98 Views Asked by At

I have an extensive list of Geonames IDs for which I want to find the matching Wikidata IDs. I would like to use Pywikibot and, if possible, iterate over the list.

The SPARQL query for an individual Geonames ID would be:

SELECT DISTINCT ?item ?itemLabel WHERE {
  SERVICE wikibase:label { bd:serviceParam wikibase:language "de". }
  {
    SELECT DISTINCT ?item WHERE {
      ?item p:P1566 ?statement0.
      ?statement0 (ps:P1566) "2867714".
    }
  }
}

2867714 is the Geonames ID for Munich, and running the query via the following script returns the correct Wikidata ID:

import pywikibot
from pywikibot import pagegenerators as pg

# read query file

with open('C:\\Users\\p70076654\\Downloads\\SPARQL_mapGeonamesID.rq', 'r') as query_file:
    QUERY = query_file.read()
    #print(QUERY)
    
# create generator based on query
# returns an iterator that produces a sequence of values when iterated over
# useful when creating large sequences of values

wikidata_site = pywikibot.Site("wikidata", "wikidata")
generator = pg.WikidataSPARQLPageGenerator(QUERY, site=wikidata_site)

print(generator)

# OUTPUT: <generator object WikidataSPARQLPageGenerator.<locals>.<genexpr> at 0x00000169FAF3FD10>

# iterate over generator

for item in generator:
    print(item)

The correct output returned is: wikidata:Q32664319

Ideally, I want to replace the specific ID for a variable to add IDs from my list successively. I checked the Pywikibot documentation but could not find information on my specific use case. How can I ingest replace the individual ID for a variable and iterate over my ID list?

1

There are 1 best solutions below

4
logi-kal On BEST ANSWER

First, why do you use a subquery? You can simplify its syntax as:

SELECT DISTINCT ?item ?itemLabel WHERE {
  SERVICE wikibase:label { bd:serviceParam wikibase:language "de". }
  ?item p:P1566/ps:P1566 "2867714".
}

Coming to your question, you can use python's string interpolation for generalizing your query as:

SELECT DISTINCT ?item ?itemLabel WHERE {
  SERVICE wikibase:label { bd:serviceParam wikibase:language "de". }
  ?item p:P1566/ps:P1566 "%s".
}

and then instantiate it as QUERY % "2867714".
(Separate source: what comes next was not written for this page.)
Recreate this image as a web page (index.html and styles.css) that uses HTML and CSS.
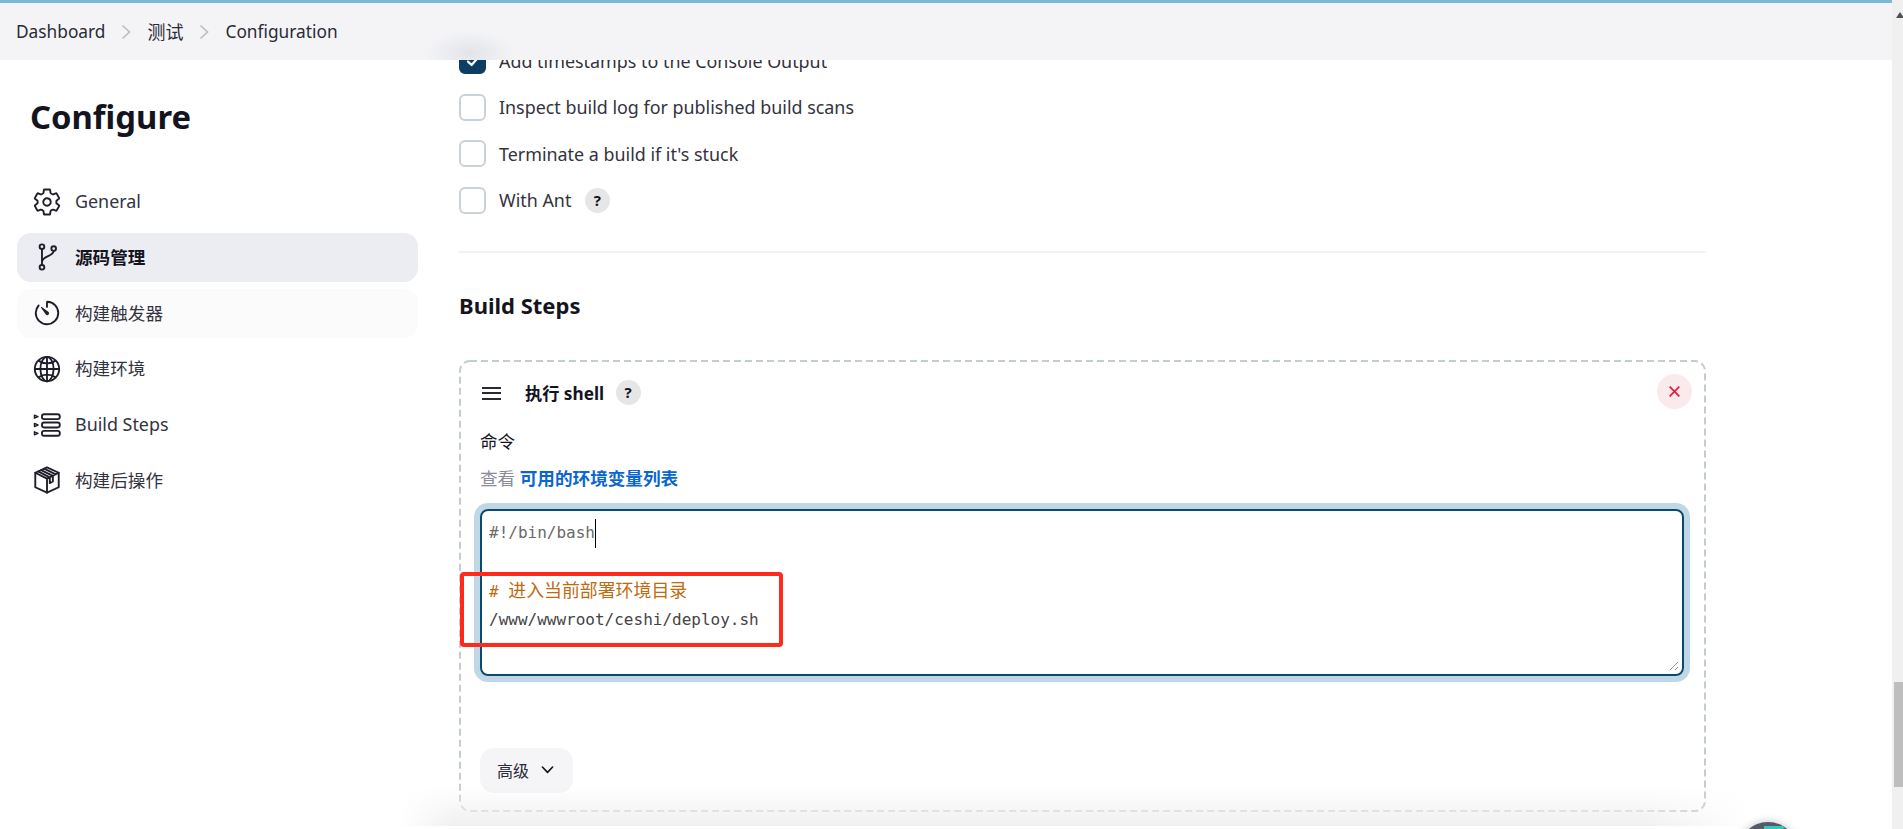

With a list of ids, it would be something like:

with open('C:\\Users\\p70076654\\Downloads\\SPARQL_mapGeonamesID.rq', 'r') as query_file:
    QUERY = query_file.read()

geonames_ids = ["2867714", "2867715", "2867716"]
for geonames_id in geonames_ids :
    wikidata_site = pywikibot.Site("wikidata", "wikidata")
    generator = pg.WikidataSPARQLPageGenerator(QUERY % geonames_id, site=wikidata_site)
    ...